While the tutor may feel under no obligation to provide an explanation, any concerns might have been avoided if the email had said something like:
"I read your assignment with interest but I am afraid that I cannot meet you to discuss it until next Friday as I am attending a conference on Wednesday and Thursday. Can we meet at 11.30 for half an hour? Please confirm that you will be able to attend."
Of course, had this communication been verbal, then the tutor may have become aware of the student’s hesitancy and the look of concern on their face and could have immediately given the useful additional information.
It is clear that anything, apart from the most basic of communications, can often be subject to a number of interpretations. Misunderstandings and confusion may be even more likely in cross-cultural communication.
It is not just a question of understanding the language but of the often hidden meaning behind the language. When speaking to another person we often have expectations of their response; we are then confused when the response is different from that expected.
People bring with them to their communication their own upbringing and experiences to their communication and they are usually not aware of their own culturally determined patterns of thought and behaviour.
As can be seen from the Iceberg model (stage 1), such patterns of thought and behaviour are completely hidden from view. There are rules but they are largely unwritten. They may become available to outsiders through guidebooks, but their complexity and profundity are not easily explicable. Although they have their own internal logic, this may not be easily accessible to outsiders.
For an international student living among people from an entirely different culture, it is important to expect a degree of ambiguity and misunderstanding. As long as the student can tolerate some ambiguity and not overreact to confusing situations, then they will have fewer difficulties in settling into their new way of life.
On the other side, the teachers of international students should be aware of cultural differences which may have an effect on successful communication. They should try to minimise misunderstandings and whenever possible be tolerant when they occur.
The teacher should expect the international student to develop new communication skills over time: they cannot be expected to acquire them suddenly. In most cases, these skills cannot be acquired theoretically but have to be developed through practice. The key factors are being open minded and tolerant, being aware that cultural differences exist and being able to reflect on outcomes, which may be positive or negative. This trial and error learning may be quite painful and the international student may feel under considerable pressure at times. In these circumstances, it is important for both international students and their teachers not to take matters personally and try to understand the reason for the breakdown in communication. If the student always interprets negative events as a personal rejection, then they may never feel comfortable in their new environment.

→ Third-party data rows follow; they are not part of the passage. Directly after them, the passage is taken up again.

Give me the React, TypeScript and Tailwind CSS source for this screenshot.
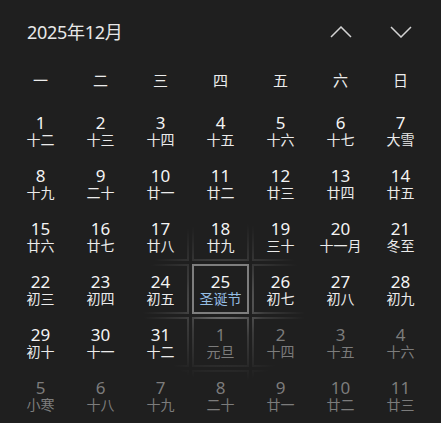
import React from "react";

type Day = { n: number; lunar: string; other?: boolean; holiday?: boolean; hover?: boolean };

const rows: Day[][] = [
  [
    { n: 1, lunar: "十二" }, { n: 2, lunar: "十三" }, { n: 3, lunar: "十四" }, { n: 4, lunar: "十五" },
    { n: 5, lunar: "十六" }, { n: 6, lunar: "十七" }, { n: 7, lunar: "大雪" },
  ],
  [
    { n: 8, lunar: "十九" }, { n: 9, lunar: "二十" }, { n: 10, lunar: "廿一" }, { n: 11, lunar: "廿二" },
    { n: 12, lunar: "廿三" }, { n: 13, lunar: "廿四" }, { n: 14, lunar: "廿五" },
  ],
  [
    { n: 15, lunar: "廿六" }, { n: 16, lunar: "廿七" }, { n: 17, lunar: "廿八" }, { n: 18, lunar: "廿九" },
    { n: 19, lunar: "三十" }, { n: 20, lunar: "十一月" }, { n: 21, lunar: "冬至" },
  ],
  [
    { n: 22, lunar: "初三" }, { n: 23, lunar: "初四" }, { n: 24, lunar: "初五" },
    { n: 25, lunar: "圣诞节", holiday: true, hover: true },
    { n: 26, lunar: "初七" }, { n: 27, lunar: "初八" }, { n: 28, lunar: "初九" },
  ],
  [
    { n: 29, lunar: "初十" }, { n: 30, lunar: "十一" }, { n: 31, lunar: "十二" },
    { n: 1, lunar: "元旦", other: true }, { n: 2, lunar: "十四", other: true },
    { n: 3, lunar: "十五", other: true }, { n: 4, lunar: "十六", other: true },
  ],
  [
    { n: 5, lunar: "小寒", other: true }, { n: 6, lunar: "十八", other: true }, { n: 7, lunar: "十九", other: true },
    { n: 8, lunar: "二十", other: true }, { n: 9, lunar: "廿一", other: true }, { n: 10, lunar: "廿二", other: true },
    { n: 11, lunar: "廿三", other: true },
  ],
];

const weekdays = ["一", "二", "三", "四", "五", "六", "日"];

function Chevron({ up }: { up?: boolean }) {
  return (
    <svg width="22" height="12" viewBox="0 0 22 12" fill="none">
      <path
        d={up ? "M1 11 L11 1 L21 11" : "M1 1 L11 11 L21 1"}
        stroke="#d4d4d4"
        strokeWidth="1.5"
      />
    </svg>
  );
}

export default function App() {
  return (
    <div
      className="w-[441px] h-[423px] overflow-hidden bg-[#1f1f1f] px-[12px] text-white"
      style={{ fontFamily: '"Noto Sans", "Noto Sans CJK SC", sans-serif' }}
    >
      {/* Header */}
      <div className="h-[64px] flex items-center justify-between">
        <span className="pl-[15px] text-[18px] text-[#e8e8e8] tracking-[-0.3px]">2025年12月</span>
        <div className="flex gap-[3px]">
          <button className="w-[57px] h-[40px] flex items-center justify-center">
            <Chevron up />
          </button>
          <button className="w-[57px] h-[40px] flex items-center justify-center">
            <Chevron />
          </button>
        </div>
      </div>

      {/* Weekdays */}
      <div className="grid grid-cols-7 gap-[3px] h-[32px] items-center">
        {weekdays.map((w) => (
          <div key={w} className="text-center text-[15px] text-[#ececec]">{w}</div>
        ))}
      </div>

      {/* Days */}
      <div className="mt-[9px] grid grid-cols-7 gap-[3px]">
        {rows.flat().map((d, i) => (
          <div
            key={i}
            className={`h-[50px] p-[2px] ${
              d.hover
                ? "bg-[#7e7e7e]"
                : "bg-fixed bg-[radial-gradient(circle_at_224px_302px,rgba(255,255,255,0.45),rgba(255,255,255,0.12)_42px,transparent_82px)]"
            }`}
          >
            <div className="w-full h-full bg-[#1f1f1f] flex flex-col items-center justify-center pt-[1px]">
              <div
                className={`text-[17px] leading-[18px] h-[18px] ${d.other ? "text-[#7c7c7c]" : "text-[#f4f4f4]"}`}
              >
                {d.n}
              </div>
              <div
                className={`text-[14px] leading-[16px] h-[16px] ${
                  d.holiday ? "text-[#95bde3]" : d.other ? "text-[#7c7c7c]" : "text-[#ebebeb]"
                }`}
              >
                {d.lunar}
              </div>
            </div>
          </div>
        ))}
      </div>
    </div>
  );
}
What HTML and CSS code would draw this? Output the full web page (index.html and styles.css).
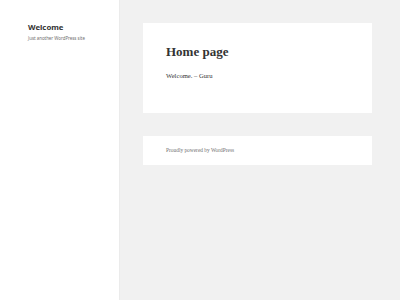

International students will often find themselves forced to take on new roles. This will be quite difficult because they have been gradually socialised into their roles in their home country.
A moderate level of anxiety may be positive and have a stimulating effect. The excitement of adapting to the new environment may be highly motivating and one of the reasons for coming to study in the UK. However, excessive anxiety over a period of time may result in both mental and physical ill-health. Overemphasis on negative experiences may mean that positive experiences are not recognised and valued when they occur.
Some factors which may have an effect on students’ abilities to communicate in the new environment are personality, willingness to be open-minded and tolerant, previous experiences, positive experiences in first days and weeks, support and understanding from teachers and other students, and the degree of cultural difference.